You will notice a few things:
- There are tennis balls hanging around. These are to make the chairs and desks silent as they are moved around. Unfortunately, the ones put on last year are all falling off -- they cut the holes in them too big. So I am throwing them away. I may get new ones, but I do NOT want to spend an afternoon slicing holes in 84 tennis balls with an exacto knife, so then again, I may not.
- There is almost nothing on the walls. This is done on purpose, because I want the students' work and art to fill the walls. I never buy pre-made stuff from teacher stores for the walls. (You can see a pre-made alphabet in one photo, left over from last year's teacher. I plan to take it down.) If we need an alphabet, they make it and illustrate it. We start on Day 1 making decorations for the room, and the things on the walls will be either student-made, or teacher documentation of what they say and learn (in the form of charts, etc.).
You can see the classroom door behind the math shelf, and the Feelings Board (with strips of velcro in parallel lines) where we all place our name under the way we are feeling as we come in every morning. This year we don't have pictures of the feelings, just the words, because it's second grade.
This is just past the math shelf (you can see it on the right). There is one of the tables where students will work, and a map of Boston where we will map each person's home as we start our study of Boston Neighborhoods.

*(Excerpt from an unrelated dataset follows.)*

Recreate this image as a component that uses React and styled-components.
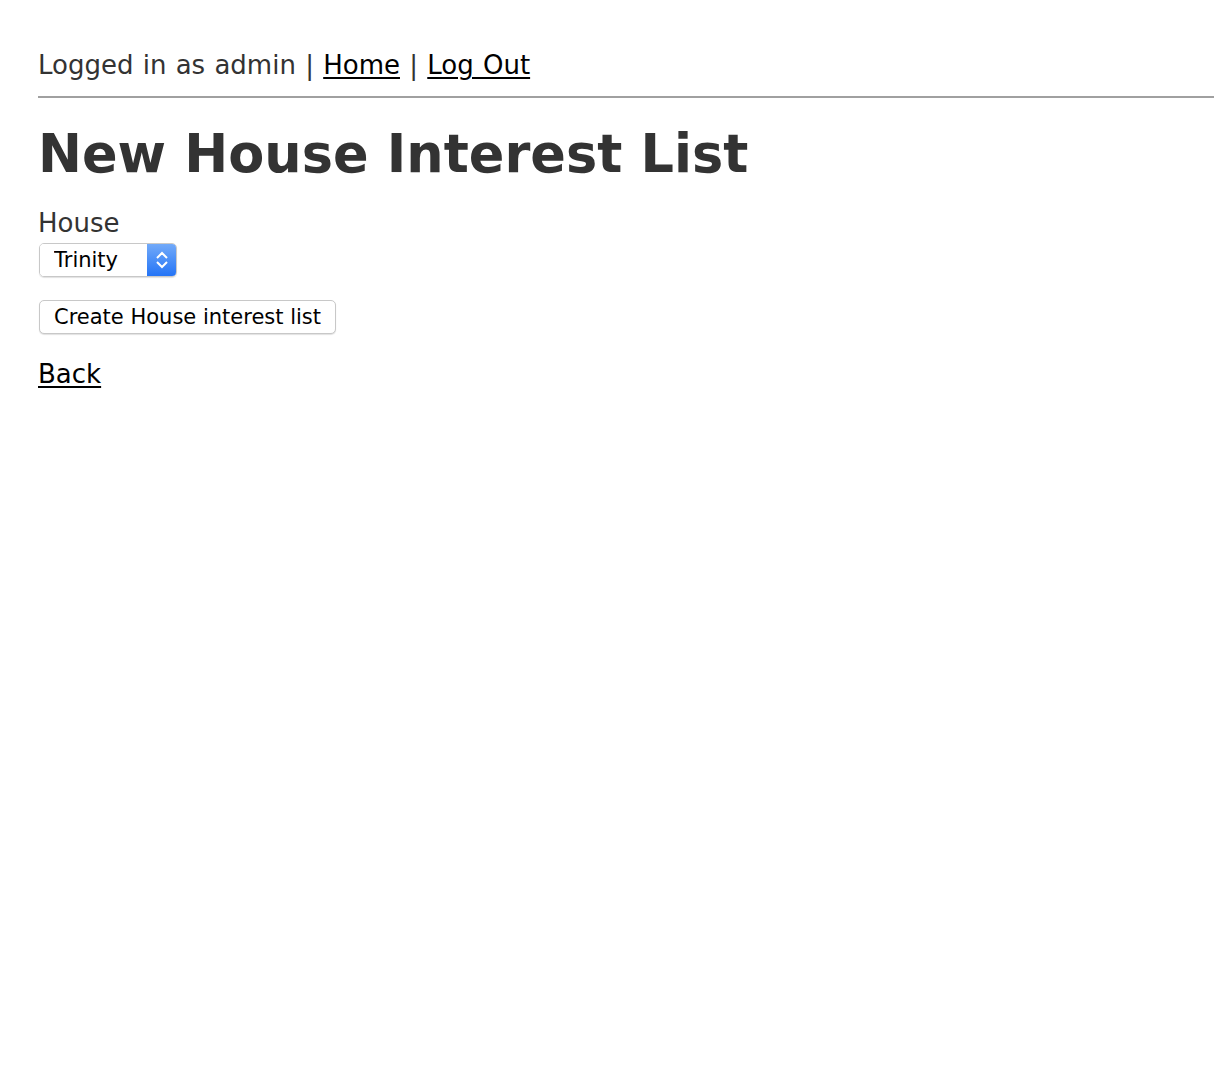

![](https://blogger.googleusercontent.com/img/b/R29vZ2xl/AVvXsEi-S9YfLR-XAmmLIi97yT6G2N9bObxwNpBEKDdhaRXd4OfvADWunqMTmTU0xVfYVaYVEtpp1xP256O5xlaxujwt18UU1x3Af7wve185PVVR8woTiSNW9Rfkpjxrc72UA7Iy9-gMICaMwYc1/s400/IMG_0533.jpg)
The student computers are on the left, and on the other side of them are my desk. (I've never had a desk before! I still am not quite sure what to put in it. I am thinking of it more as another work space for me, students, and Melissa, as well as a place to put my piles of crap so they don't fill up the rest of the classroom.)
Just one story. We were brainstorming synonyms for the word "happy" (because I told them that in second grade we can't just say "happy" or "sad," we have to use more interesting words than that.) So we got "glad," "excited," and "ecstatic" on our list. Then Kevaughn raised his hand and said that another word for happy was "crying tears of joy." Mmmm, yes!